Leading the Way to Decarbonize Radiology

Radiologist and bio icon symbol

In September 2020 the skies of San Francisco turned orange and ashes fell on the sidewalks. The city was surrounded by wildfires. The smoky air obstructed the sun, stinging peoples’ eyes and throats, and posed a particular hazard for sensitive groups such as children and people with asthma. For Sean Woolen, MD, assistant professor of radiology, this moment served as a wake-up call.

“It was an almost dystopian experience, tending to COVID-19 patients in the hospital after being exposed to hazardous air quality due to nearby wildfires,” Woolen said. He was aware of the healthcare sector’s contribution to greenhouse gas emissions and its adverse effects on public health due to climate change. As a result, he felt compelled to take action. Woolen is now leading efforts to ensure that UCSF’s imaging fleet is the first carbon-neutral imaging fleet in the world.

While the exact size of radiology’s carbon footprint remains unknown, the energy-intensive nature of its equipment makes it a significant contributor to the healthcare sector’s 10 percent share of carbon emissions. A single MRI, for example, expends the energy equivalent to powering 12 US homes and one CT unit equates to three US homes.

Woolen collaborated with like-minded individuals at UCSF and Siemens to form a partnership in 2021 aimed at improving sustainability in radiology. Together, they assessed energy consumption, carbon footprint, and actively sought ways to reduce environmental impact.

A Simple Solution with Profound Savings

In April 2023, a retrospective evaluation of MRI power and energy consumption published in the journal Radiology, revealed a groundbreaking solution. Co-authored by Woolen and Christopher Hess, MD, PhD, UCSF chair of radiology, the study demonstrated that switching MRIs from idle to off during the night reduced power consumption by 25-to-33 percent. Implementing an “Eco Power mode” further decreased the power draw by 28%. By powering off and implementing “Eco Power mode,” the US healthcare system could save up to $11 million and reduce CO2 emissions equivalent to 50,000 tons.

Sean Woolen, MD, an assistant professor for UCSF radiology department“The idea of powering down is so simple,” Woolen said. He hopes that hospitals and healthcare systems will begin to make the change and has been speaking at conferences across the country on the subject. An encouraging aspect of reducing energy consumption is that it enables simultaneous cost reduction while paving the way for sustainable healthcare and decarbonization. “I hope the potential savings also serves as a catalyst for the healthcare sector to explore more eco-friendly approaches to practicing medicine,” Woolen said.

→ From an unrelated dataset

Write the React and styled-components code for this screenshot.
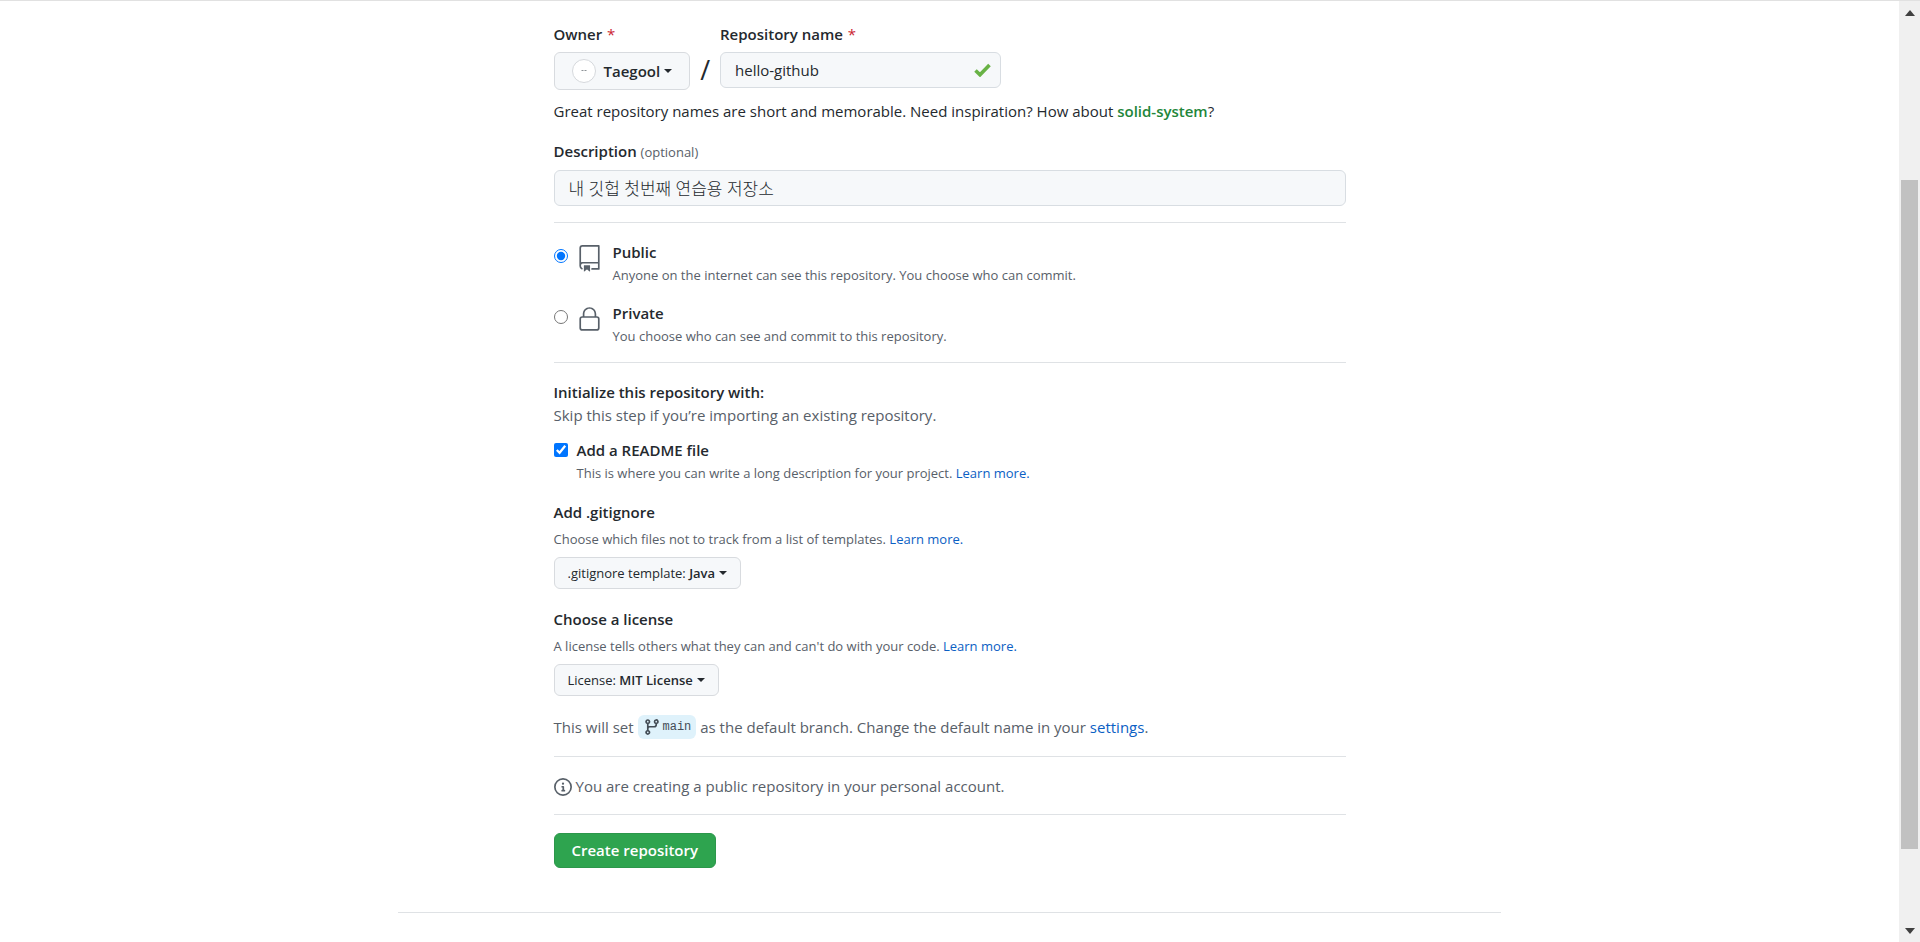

The department’s sustainable strategy revolves around the 3Ms: Measure, Message, and Manage. The “Measure” phase seeks to gain a better understanding of the environmental impact of imaging and encompasses the entire lifecycle of scanners, from production and delivery to operations. “We have to measure each of those in order to communicate the impact we can have when designing steps to manage our carbon footprint.” [See related article: Sustainable Aviation Fuels (SAF) reduce carbon footprint for MRI scanner delivery for more on how we’re addressing the delivery and supply chain stage.]

A Collaborative Approach

“A single sector can’t do this alone,” Hess said. “To reduce the energy use of healthcare and radiology, it requires a coordinated strategy among academics, government, industry and patients.”

To develop “Eco power mode” a multidisciplinary team came together under a shared vision of working to make a more sustainable healthcare system. Experts in radiology, energy monitoring and technology, high-voltage electricity, facility engineering, and informatics convened to launch the software update that can be installed on all brands of MRI to reduce energy usage.

The team harnessed existing energy technologies to create a novel energy monitoring program, enabling them to better understand energy consumption and identify methods that decrease usage to ensure a more sustainable path forward. “I think the most important part of the initiative for me is identifying achievable and simple changes that make a significant impact,” Woolen said.

Alastair Martin, PhD, professor of radiology and the department’s associate chair for capital projects, noted that there are a lot of other pieces of sustainability beyond energy use that are critical. “We’re focused on energy not because we think it’s the only important thing, it’s just an area where we see we can have a great impact.”

“I see our department serving as a key leader in this sustainability space,” Hess said. “We have the people in the department to tackle complex issues like this. It allows us to be pioneers and set an example for other medical disciplines.”